The performances of the entire cast were astounding in their lucidity. Though the events of the play are fictionalized, some of the characters are based on historical figures­—most notably, Lawrence resembles Martin Luther King, Jr. in his rhetoric and style of preaching. Played by Billy Eugene Jones, Lawrence’s character comes alive, complete with his human failings. He spends a good deal of the play preaching freedom, specifically freedom from segregation. Yet we quickly discover that his life is rife with infidelity, ironically justifying his actions by saying, “It's the only time I feel free.”
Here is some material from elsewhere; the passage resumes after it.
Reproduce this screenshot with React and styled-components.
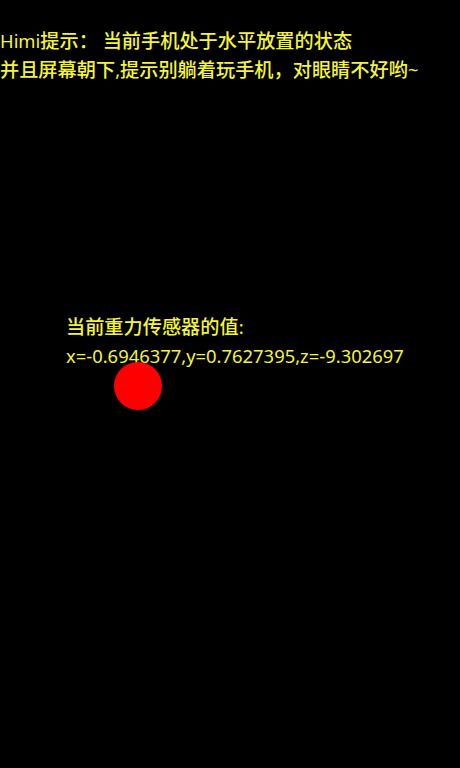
import React from "react";
import styled, { createGlobalStyle } from "styled-components";

const GlobalStyle = createGlobalStyle`
  html, body {
    margin: 0;
    padding: 0;
    background: #000;
  }
`;

const Canvas = styled.div`
  position: relative;
  width: 460px;
  height: 768px;
  background: #000;
  overflow: hidden;
  font-family: "Noto Sans", "Noto Sans CJK SC", sans-serif;
  font-size: 18.4px;
  color: #f4f43c;
`;

const Tip = styled.div`
  padding-top: 26px;
  line-height: 29px;
`;

const Line = styled.div`
  white-space: nowrap;
  height: 29px;
`;

const Han = styled.span`
  font-family: "Noto Sans CJK SC", sans-serif;
  font-size: 19.2px;
  font-weight: 500;
`;

const Sensor = styled.div`
  margin-top: 228px;
  padding-left: 66px;
  line-height: 29px;
`;

const Ball = styled.div`
  position: absolute;
  left: ${(p) => p.x - p.r}px;
  top: ${(p) => p.y - p.r}px;
  width: ${(p) => p.r * 2}px;
  height: ${(p) => p.r * 2}px;
  border-radius: 50%;
  background: #ff0000;
`;

const Text = ({ children }) => {
  const parts = String(children).split(/([\u3000-\u9fff\uff00-\uffef]+)/);
  return parts.map((s, i) =>
    i % 2 ? <Han key={i}>{s}</Han> : <React.Fragment key={i}>{s}</React.Fragment>
  );
};

const sensor = { x: -0.6946377, y: 0.7627395, z: -9.302697 };

const App = () => {
  return (
    <>
      <GlobalStyle />
      <Canvas>
        <Tip>
          <Line>
            <Text>Himi提示： 当前手机处于水平放置的状态</Text>
          </Line>
          <Line>
            <Text>并且屏幕朝下,提示别躺着玩手机，对眼睛不好哟~</Text>
          </Line>
        </Tip>
        <Sensor>
          <Line>
            <Text>当前重力传感器的值:</Text>
          </Line>
          <Line>{`x=${sensor.x},y=${sensor.y},z=${sensor.z}`}</Line>
        </Sensor>
        <Ball x={138} y={386} r={24} />
      </Canvas>
    </>
  );
};

export default App;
However, I found the character of Corinne Lawrence, played by Karen Aldridge, to be the most unquestionably compelling. She plays the supportive wife to a T, comforting and reassuring her worry-wrought husband at every turn. When a tape recording of Lawrence with another woman is sent to her home, Aldridge pushes her character to the brink, confronting Lawrence with passionate hurt and dismissing his excuses of loneliness: “I got lonely too. All the time. But there’s no tape of me out there,” she tells him coldly before walking out of the scene.

Despite such heavy subject material, Wilson does remarkably well at including a healthy amount of comic relief. The character of Rowe, played by Dan Waller, is especially apt at making the audience laugh. With a thick southern accent and an even thicker head, Rowe bumbles through his KKK recon, calling himself a Fed in order to pick up women. His over-dramatic attitude, coupled with Rutherford’s social ineptitude and Evans’s wit, provide enough laughter to carry the play through its darkness.

Walking into the theater to see The Good Negro, I didn’t know what to expect. My memories of American History class are fuzzy at best, and I was afraid my lack of knowledge would greatly hamper my enjoyment of the play. But it didn’t. Wilson successfully illustrates the complexity of the civil rights movement—the politics, the relationships, the tragedy, the humor—and its emphasis on individuals, not necessarily the great motherboard of history. Even when faced with his own frailty, Lawrence does his best to rise above it, remarking, “I’m not the issue here. Segregation is the issue,” and proving that his heroism is ultimately intertwined with his own flawed humanity.